La forêt pétrifiée
Il y a 225 millions d'années, cette région du nord-est de l'Arizona se trouvait au niveau de l'équateur et il y poussait des arbres aussi massifs que les séquoias géants. Au gré des bouleversements sismiques et volcaniques, ces forêts ont disparu, mais une petite proportion des arbres a survécu, enfouie sous une couche de cendre ou de boue. L'eau s'est lentement infiltrée dans leurs milliards d'interstices, évacuant peu à peu toute matière organique.
C'est le même processus de fossilisation que pour les ossements. Mais on n'est guère habitué de le voir appliqué à des arbres. Et pourtant, après des millions d'années, tout comme l'os de dinosaure est devenu semblable à de la pierre, l'arbre est devenu, littéralement, une roche.
Sur l'échelle de dureté utilisée par les géologues, seuls quelques cailloux, dont la topaze et le diamant, sont plus durs.
Dans cette région de l'Arizona, non loin de la frontière du Nouveau-Mexique, on trouve des millions de ces vestiges, allant du caillou qui tient dans le creux de la main jusqu'à des troncs pratiquement complets. La région a été décrétée Monument national en 1906. Aujourd'hui, le Parc national de la forêt pétrifiée fait une quarantaine de kilomètres du nord au sud. Il s'agirait de la plus grande concentration d'arbres pétrifiés au monde.

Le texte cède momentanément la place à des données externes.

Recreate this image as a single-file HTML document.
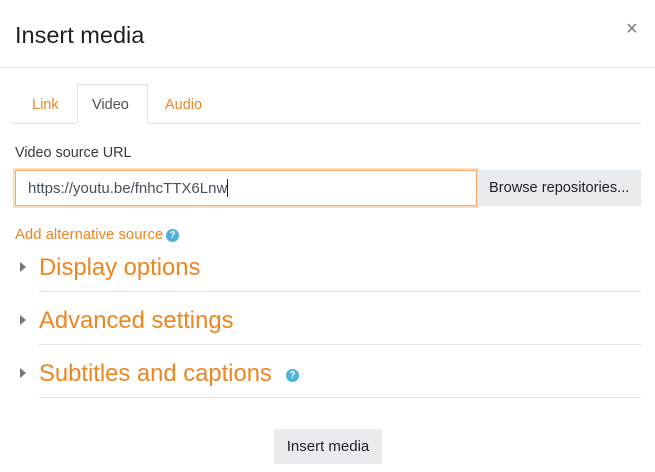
<!DOCTYPE html>
<html><head><meta charset="utf-8"><style>
*{margin:0;padding:0;box-sizing:border-box}
body{width:655px;height:472px;background:#fff;font-family:"Liberation Sans",sans-serif;color:#373a3c;position:relative;overflow:hidden}
.a{position:absolute;white-space:nowrap}
.o{color:#f0841f}
.line{position:absolute;height:1px;background:#dee2e6}
.help{position:absolute;width:13px;height:13px;border-radius:50%;background:#4cb2da;color:#fff;font-size:10px;font-weight:bold;text-align:center;line-height:13px}
.tri{position:absolute;width:0;height:0;border-top:5px solid transparent;border-bottom:5px solid transparent;border-left:6px solid #777}
.h{font-size:23.8px}
</style></head><body>
<div class="a" style="left:15px;top:22px;font-size:23.5px;color:#1d2125">Insert media</div>
<div class="a" style="left:626px;top:18px;font-size:20px;color:#777">×</div>
<div class="line" style="left:0;top:67px;width:655px;background:#e9ecef"></div>

<div class="line" style="left:12px;top:123px;width:629px"></div>
<div class="a" style="left:77px;top:84px;width:71px;height:40px;border:1px solid #dee2e6;border-bottom:1px solid #fff;background:#fff"></div>
<div class="a o" style="left:32px;top:97px;font-size:14.5px">Link</div>
<div class="a" style="left:92px;top:97px;font-size:14.5px;color:#495057">Video</div>
<div class="a o" style="left:165px;top:97px;font-size:14.5px">Audio</div>

<div class="a" style="left:15px;top:145px;font-size:14.4px;color:#373a3c">Video source URL</div>
<div class="a" style="left:13px;top:168px;width:466px;height:40px;background:#fbdcc0"></div>
<div class="a" style="left:15px;top:170px;width:462px;height:36px;background:#fff;border:1px solid #f4ab6a;padding:8px 12px;font-size:15px;color:#495057">https://youtu.be/fnhcTTX6Lnw<span style="display:inline-block;width:1px;height:18px;background:#222;vertical-align:-4px"></span></div>
<div class="a" style="left:478px;top:170px;width:163px;height:36px;background:#e9ecef;font-size:14.6px;color:#1d2125;padding:10px 0 0 11px">Browse repositories...</div>

<div class="a o" style="left:15px;top:227px;font-size:14.9px">Add alternative source</div>
<div class="help" style="left:166px;top:229px">?</div>

<div class="tri" style="left:20px;top:262px"></div>
<div class="a o h" style="left:39px;top:254px">Display options</div>
<div class="line" style="left:39px;top:291px;width:602px"></div>

<div class="tri" style="left:20px;top:315px"></div>
<div class="a o h" style="left:39px;top:307px">Advanced settings</div>
<div class="line" style="left:39px;top:344px;width:602px"></div>

<div class="tri" style="left:20px;top:368px"></div>
<div class="a o h" style="left:39px;top:360px">Subtitles and captions</div>
<div class="help" style="left:286px;top:369px">?</div>
<div class="line" style="left:39px;top:397px;width:602px"></div>

<div class="a" style="left:274px;top:429px;width:108px;height:35px;background:#e9ecef;font-size:15px;color:#1d2125;text-align:center;line-height:36px">Insert media</div>
</body></html>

Bien que situé à plus de trois heures de route des métropoles les plus proches - Phoenix (Arizona) et Albuquerque (Nouveau-Mexique) - le parc accueille tout de même 600 000 visiteurs par an. Et il ne faut pas croire qu'il y fait toujours chaud : entre novembre et mars, les températures, tôt le matin, approchent souvent le point de congélation. Il faut dire qu'on se trouve sur un plateau, à quelque 1600 mètres d'altitude.

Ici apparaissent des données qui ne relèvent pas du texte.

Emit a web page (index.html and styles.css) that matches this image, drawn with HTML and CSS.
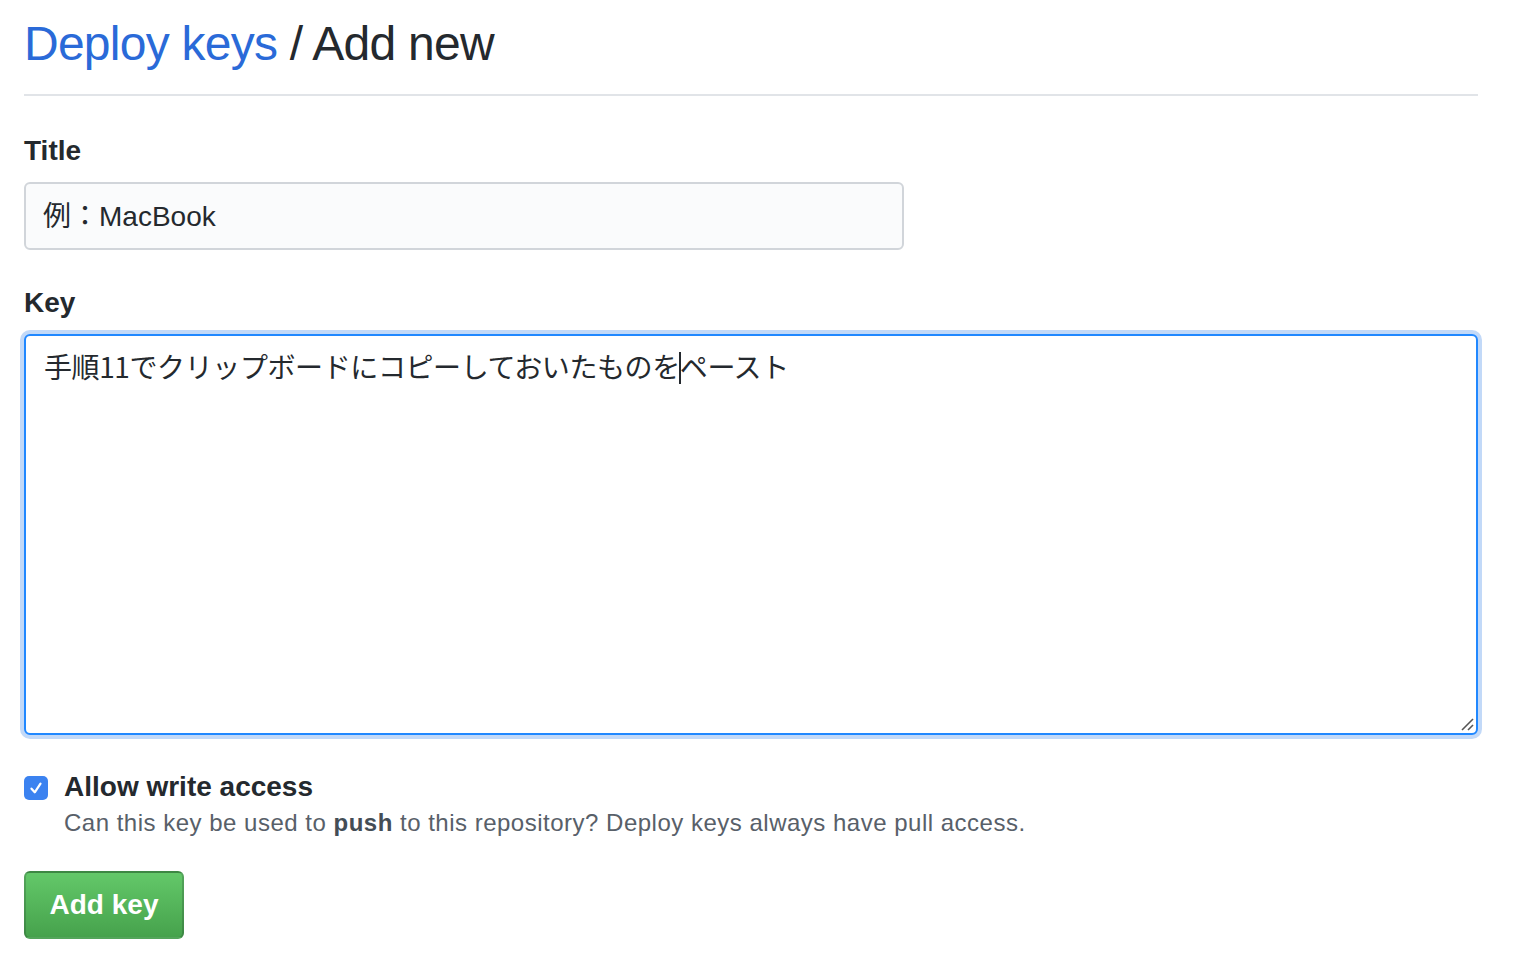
FILE: index.html
```html
<!DOCTYPE html>
<html lang="ja">
  <head>
    <meta charset="utf-8">
    <link rel="stylesheet" href="styles.css">
  </head>
  <body>
    <div class="page">
      <!-- Page heading -->
      <h1 class="subhead"><a class="subhead-link" href="#">Deploy keys</a> / Add new</h1>

      <form class="key-form">
        <div class="form-group">
          <label class="form-label" for="title">Title</label>
          <div class="input-title" id="title">例：MacBook</div>
        </div>

        <div class="form-group">
          <label class="form-label" for="key">Key</label>
          <div class="input-key" id="key">
            <span>手順11でクリップボードにコピーしておいたものを</span><span class="caret"></span><span>ペースト</span>
            <svg class="grip" width="16" height="16" viewBox="0 0 16 16">
              <line x1="3" y1="14" x2="14" y2="3" stroke="#555" stroke-width="1.6" />
              <line x1="9" y1="14" x2="14" y2="9" stroke="#555" stroke-width="1.6" />
            </svg>
          </div>
        </div>

        <div class="check-row">
          <span class="checkbox">
            <svg width="18" height="18" viewBox="0 0 16 16">
              <path d="M4 8.6 L6.9 11.8 L12 4.2" fill="none" stroke="#fff" stroke-width="2" stroke-linecap="round" stroke-linejoin="round" />
            </svg>
          </span>
          <div class="check-text">
            <div class="check-label">Allow write access</div>
            <p class="note">Can this key be used to <strong>push</strong> to this repository? Deploy keys always have pull access.</p>
          </div>
        </div>

        <button type="button" class="btn-primary">Add key</button>
      </form>
    </div>
  </body>
</html>
```

FILE: styles.css
```css
/* Base */
body {
  margin: 0;
  background: #fff;
  color: #24292e;
  font-family: "Liberation Sans", Arial, "Noto Sans CJK JP", sans-serif;
}

.page {
  width: 1454px;
  padding: 14px 0 0 24px;
}

/* Heading with the bottom rule */
.subhead {
  margin: 0;
  padding-bottom: 20px;
  border-bottom: 2px solid #e1e4e8;
  font-size: 48px;
  font-weight: 400;
  line-height: 60px;
  letter-spacing: -0.75px;
  color: #24292e;
}

.subhead-link {
  color: #2a6ad8;
  text-decoration: none;
}

.key-form {
  padding-top: 37px;
}

.form-group {
  margin-bottom: 36px;
}

.form-group + .form-group {
  margin-top: -1px;
}

.form-label {
  display: block;
  margin-bottom: 13px;
  font-size: 28px;
  font-weight: 700;
  line-height: 36px;
}

/* Title input */
.input-title {
  box-sizing: border-box;
  width: 880px;
  height: 68px;
  padding: 0 17px;
  background: #fafbfc;
  border: 2px solid #d1d5da;
  border-radius: 6px;
  font-size: 28px;
  line-height: 66px;
  font-family: "Liberation Sans", Arial, "Noto Sans CJK JP", sans-serif;
}

/* Key textarea (focused) */
.input-key {
  position: relative;
  box-sizing: border-box;
  width: 1454px;
  height: 401px;
  padding: 11px 18px;
  background: #fff;
  border: 2px solid #2188ff;
  border-radius: 6px;
  box-shadow: 0 0 0 4px #c2d9f8;
  font-size: 28px;
  line-height: 38px;
  font-family: "Noto Sans CJK JP", sans-serif;
  letter-spacing: -0.4px;
}

.caret {
  display: inline-block;
  width: 2px;
  height: 32px;
  margin: 0 -1px;
  background: #24292e;
  vertical-align: -6px;
}

.grip {
  position: absolute;
  right: 1px;
  bottom: 1px;
}

/* Checkbox row */
.check-row {
  display: flex;
  gap: 16px;
  margin-top: 32px;
}

.checkbox {
  flex: none;
  display: flex;
  align-items: center;
  justify-content: center;
  width: 24px;
  height: 24px;
  margin-top: 5px;
  background: #3b82f0;
  border-radius: 5px;
}

.check-label {
  font-size: 28px;
  font-weight: 700;
  line-height: 32px;
}

.note {
  margin: 4px 0 0;
  font-size: 24px;
  line-height: 32px;
  letter-spacing: 0.5px;
  color: #586069;
}

.note strong {
  color: #444d56;
}

/* Submit button */
.btn-primary {
  margin-top: 32px;
  width: 160px;
  height: 68px;
  padding: 0;
  border: 2px solid rgba(27, 31, 35, 0.2);
  border-radius: 6px;
  background-image: linear-gradient(-180deg, #63c869 0%, #46a24c 100%);
  color: #fff;
  font-family: "Liberation Sans", Arial, sans-serif;
  font-size: 28px;
  font-weight: 700;
  cursor: pointer;
}
```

Il s'y fait aussi des recherches archéologiques : les ancêtres des Pueblos ont occupé cette région il y a 800 à 1000 ans et y ont laissé des habitations de pierre dont on peut observer les restes, de même que des pétroglyphes, ces dessins sur la pierre dont la signification reste obscure.
Déracinés par des ouragans et des inondations effroyables, une partie de ces arbres s'enlisèrent profondément dans la boue, le sable et les cendres volcaniques siliceuses charriés par les rivières en crue. Sous terre, la rareté de l'oxygène stoppa le processus naturel de pourriture et de décomposition et ce assez longtemps pour que la silice et d'autres minéraux en suspension dans l'eau s'incrustent peu à peu dans les cellules ligneuses et changent les troncs et les branches épars en blocs de pierre.

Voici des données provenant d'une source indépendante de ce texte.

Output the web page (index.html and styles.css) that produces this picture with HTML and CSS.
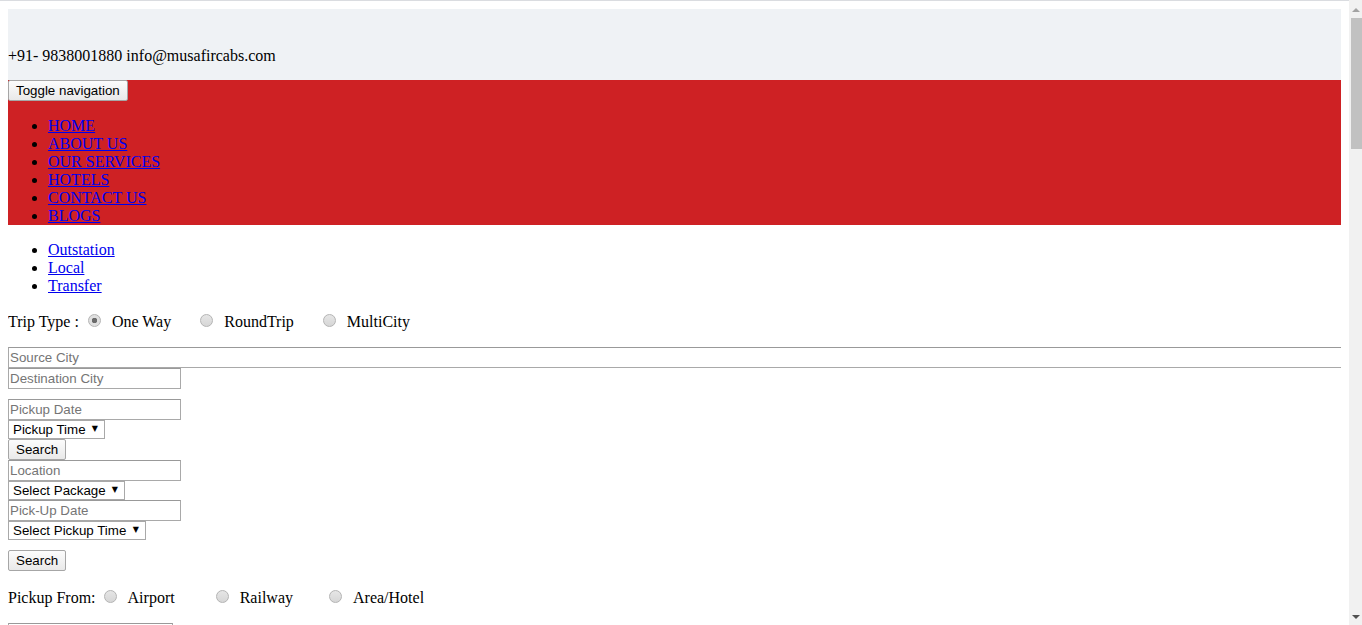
FILE: index.html
```html
<!DOCTYPE html>
<html lang="en">
<head>
    <meta charset="UTF-8">
    <meta name="viewport" content="width=device-width, initial-scale=1.0">
    <title>Musafir Cabs</title>
    <link rel="stylesheet" href="styles.css">
</head>
<body>
    <!-- Top contact bar -->
    <div class="top-bar">
        <div class="contact">+91- 9838001880 info@musafircabs.com</div>
    </div>

    <!-- Main navigation -->
    <nav class="main-nav">
        <button class="btn" type="button">Toggle navigation</button>
        <ul>
            <li><a href="#">HOME</a></li>
            <li><a href="#">ABOUT US</a></li>
            <li><a href="#">OUR SERVICES</a></li>
            <li><a href="#">HOTELS</a></li>
            <li><a href="#">CONTACT US</a></li>
            <li><a href="#">BLOGS</a></li>
        </ul>
    </nav>

    <!-- Booking tabs -->
    <ul class="tabs">
        <li><a href="#">Outstation</a></li>
        <li><a href="#">Local</a></li>
        <li><a href="#">Transfer</a></li>
    </ul>

    <!-- Outstation form -->
    <p class="radio-row">Trip Type :<input class="radio" type="radio" name="trip" checked><span class="opt opt-wide">One Way</span><input class="radio" type="radio" name="trip"><span class="opt opt-wide">RoundTrip</span><input class="radio" type="radio" name="trip"><span class="opt">MultiCity</span></p>

    <input class="field field-full" type="text" placeholder="Source City">
    <input class="field" type="text" placeholder="Destination City">
    <div class="group">
        <input class="field" type="text" placeholder="Pickup Date">
        <div class="select-box"><select><option>Pickup Time</option></select></div>
        <button class="btn" type="button">Search</button>
    </div>

    <!-- Local form -->
    <input class="field" type="text" placeholder="Location">
    <div class="select-box"><select><option>Select Package</option></select></div>
    <input class="field" type="text" placeholder="Pick-Up Date">
    <div class="select-box"><select><option>Select Pickup Time</option></select></div>
    <div class="group">
        <button class="btn" type="button">Search</button>
    </div>

    <!-- Transfer form -->
    <p class="radio-row">Pickup From:<input class="radio radio-tight" type="radio" name="from"><span class="opt opt-airport">Airport</span><input class="radio" type="radio" name="from"><span class="opt opt-railway">Railway</span><input class="radio" type="radio" name="from"><span class="opt">Area/Hotel</span></p>

    <input class="field field-wide" type="text" placeholder="Pickup Location">
    <input class="field" type="text" placeholder="Drop Location">
    <input class="field" type="text" placeholder="Pickup Date">
    <div class="select-box"><select><option>Pickup Time</option></select></div>
    <div class="group">
        <button class="btn" type="button">Search</button>
    </div>

    <h2>Welcome to Musafir Cabs</h2>
    <p>Musafir Cabs offers outstation, local and airport transfer taxi services at affordable rates.</p>
    <p>Book a cab online and travel comfortably with our experienced drivers.</p>

    <h2>Our Services</h2>
    <ul>
        <li>Outstation Taxi</li>
        <li>Local Taxi</li>
        <li>Airport Transfer</li>
        <li>Railway Station Transfer</li>
        <li>Hotel Booking</li>
    </ul>

    <h2>Popular Routes</h2>
    <ul>
        <li><a href="#">Lucknow to Delhi</a></li>
        <li><a href="#">Lucknow to Agra</a></li>
        <li><a href="#">Lucknow to Varanasi</a></li>
        <li><a href="#">Lucknow to Kanpur</a></li>
        <li><a href="#">Lucknow to Allahabad</a></li>
        <li><a href="#">Lucknow to Ayodhya</a></li>
        <li><a href="#">Lucknow to Nainital</a></li>
        <li><a href="#">Lucknow to Gorakhpur</a></li>
    </ul>

    <div class="spacer"></div>

    <footer>
        <p>+91- 9838001880 info@musafircabs.com</p>
        <p>Copyright &copy; Musafir Cabs. All rights reserved.</p>
    </footer>

    <!-- Window scrollbar as it shows in the screenshot -->
    <div class="scrollbar">
        <span class="arrow arrow-up"></span>
        <span class="thumb"></span>
        <span class="arrow arrow-down"></span>
    </div>
</body>
</html>
```

FILE: styles.css
```css
/* Page basics: plain browser look with a Times-like font */
html {
    border-top: 1px solid #dadce0;
}

body {
    margin: 8px 21px 8px 8px; /* room for the scrollbar on the right */
    font-family: "Liberation Serif", "Times New Roman", serif;
    font-size: 16px;
    line-height: 18px;
    color: #000;
}

a {
    color: #0000ee;
}

/* Contact bar */
.top-bar {
    background-color: #eff2f5;
    padding: 38px 0 15px;
}

/* Red navigation bar */
.main-nav {
    background-color: #ce2124;
}

.main-nav ul {
    margin: 16px 0;
    padding-left: 40px;
}

.tabs {
    margin: 16px 0;
    padding-left: 40px;
}

/* Form controls in the old grey style */
.btn {
    display: block;
    height: 21px;
    margin: 0;
    padding: 1px 7px;
    font-family: "Liberation Sans", Arial, sans-serif;
    font-size: 13.33px;
    color: #000;
    background: linear-gradient(#fcfcfc, #e9e9e9);
    border: 1px solid #a6a6a6;
    border-radius: 2px;
}

.field {
    display: block;
    box-sizing: border-box;
    width: 173px;
    height: 21px;
    margin: 0;
    padding: 1px 1px;
    font-family: "Liberation Sans", Arial, sans-serif;
    font-size: 13.33px;
    border: 1px solid #a9a9a9;
    border-top-color: #999;
}

.field::placeholder {
    color: #757575;
}

.field-full {
    width: calc(100% + 4px);
}

.field-wide {
    width: 165px;
}

.group {
    margin-top: 10px;
}

.select-box {
    position: relative;
    width: fit-content;
}

.select-box select {
    display: block;
    height: 19px;
    margin: 0;
    padding: 0 18px 0 4px;
    font-family: "Liberation Sans", Arial, sans-serif;
    font-size: 13.33px;
    color: #000;
    background: #fff;
    border: 1px solid #a9a9a9;
    border-radius: 0;
    appearance: none;
    -webkit-appearance: none;
}

/* Little arrow drawn over the select */
.select-box::after {
    content: "\25BC";
    position: absolute;
    top: 5px;
    right: 7px;
    font-family: "DejaVu Sans", sans-serif;
    font-size: 8px;
    line-height: 8px;
    pointer-events: none;
}

/* Radio rows */
.radio-row {
    margin: 16px 0;
    line-height: 18px;
}

.radio {
    appearance: none;
    -webkit-appearance: none;
    width: 13px;
    height: 13px;
    margin: 3px 11px 0 9px;
    vertical-align: baseline;
    border: 1px solid #b4b4b4;
    border-radius: 50%;
    background: linear-gradient(#e6e6e6, #d6d6d6);
    box-sizing: border-box;
}

.radio:checked {
    background: radial-gradient(circle, #6b6b6b 0 2.5px, #e0e0e0 3px);
}

.radio-tight {
    margin-left: 8px;
}

.opt-wide {
    margin-right: 20px;
}

.opt-airport {
    margin-right: 32px;
}

.opt-railway {
    margin-right: 27px;
}

.spacer {
    height: 1400px;
}

/* Fake window scrollbar */
.scrollbar {
    position: fixed;
    top: 0;
    right: 0;
    bottom: 0;
    width: 13px;
    background-color: #f1f1f1;
    display: flex;
    flex-direction: column;
    align-items: center;
}

.thumb {
    align-self: stretch;
    height: 131px;
    margin: 6px 0 0 2px;
    background-color: #c1c1c1;
}

.arrow {
    width: 0;
    height: 0;
    border-left: 4px solid transparent;
    border-right: 4px solid transparent;
}

.arrow-up {
    margin-top: 8px;
    border-bottom: 4px solid #a3a3a3;
}

.arrow-down {
    margin-top: auto;
    margin-bottom: 6px;
    border-top: 4px solid #505050;
}
```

Des traces de fer, de manganèse et de carbone parèrent ensuite la silice de toutes les couleurs de l'arc-en-ciel. Par la suite, plusieurs plissements géologiques soulevèrent les terrains marécageux et le vent, la neige, la pluie, après avoir érodé les couches sédimentaires protectrices, mirent à nu les restes pétrifiés que les visiteurs peuvent admirer aujourd'hui. De nombreux autres fragments sont vraisemblablement disséminés à une centaine de mètres de profondeur.
Ce phénomène de la Nature fut découvert par l'homme blanc en 1851, mais resta inconnu jusqu'à l'arrivée du chemin de fer et des pionniers, vers la fin du XIXe siècle. Ce fut alors le pillage. Chasseurs de souvenirs, collectionneurs et fabricants de bijoux attaquèrent les précieux matériaux à la dynamite afin de mettre la main sur les améthystes, cristaux de quartz incrustés dans les fentes et les anfractuosités des vestiges.
En vingt ou trente ans, ils auraient à coup sûr détruit le trésor constitué en plusieurs millions d'années si les législateurs du territoire (l'Arizona n'était pas encore un Etat) n'avaient envoyé une pétition au président Théodore Roosevelt lui demandant, pour sauver cette forêt fossile, de la déclarer réserve nationale.
Le parc possède une faune et une flore intéressantes : antilocarpes, antilopes, lynx, lapins, chiens de prairie, coyotes, serpents, oiseaux, ainsi qu'une infinie variété de plantes dont certaines donnent des fleurs. La vie remonte ici à des temps très anciens : on dégage parfois de la roche tendre les ossements d'amphibiens géants ou d'énormes reptiles ; ailleurs, des ruines indiennes et des objets de pierre (dont les pétroglyphes) montrent que l'homme préhistorique a, lui aussi, vécu dans ces parages.